Her proposal relates to the controversial idea of reparations that some academics and politicians say are owed to African Americans whose ancestors endured slavery and who continue to face a legacy of disadvantage.

In an interview with The Black Lawyers Podcast last week, Crockett argued that reparations in some form are necessary.

“So many black folk, not only do you owe for the labor that was stolen and killed, and all the other things, but the fact is we end up being so far behind,” the representative told her host.

She recalled a celebrity talking about making black people tax-exempt, and thought, “I don’t know that that’s … necessarily a bad idea.” 
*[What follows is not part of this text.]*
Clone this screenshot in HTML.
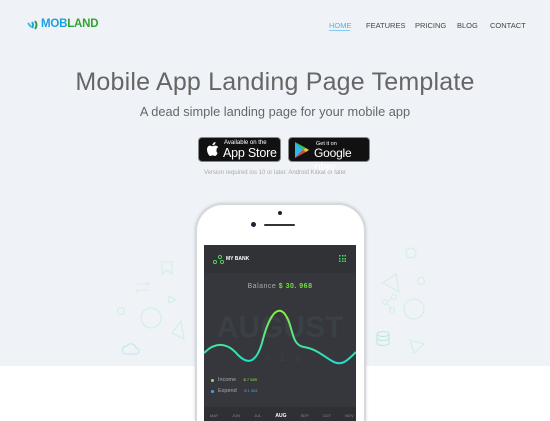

“One of the things they propose is black folk not have to pay taxes for a certain amount of time because … that puts money back in your pocket,” Crockett explained.

According to the representative, the idea “may not be as objectionable to some people,” referring to the American taxpayers who would pay the balance to be made up when such an exemption is extended, as “actually giving out dollars.” 

The Texas representative, however, also put a damper on the idea of a tax exemption in the interview. She suggested that one of the biggest problems with the proposal is that some black people already aren’t paying taxes and would not, therefore, be eligible to receive reparations. 

Crockett called for consistency between the federal and state governments on reparations, whatever the overall plan, because if there is none, “everybody’s gonna run to whichever state and be like, ‘Yo, I need mine.’” 

The 43-year-old representative recently won a Democratic Party primary in her Dallas district, securing 91.5% of the vote, the New York Times reported.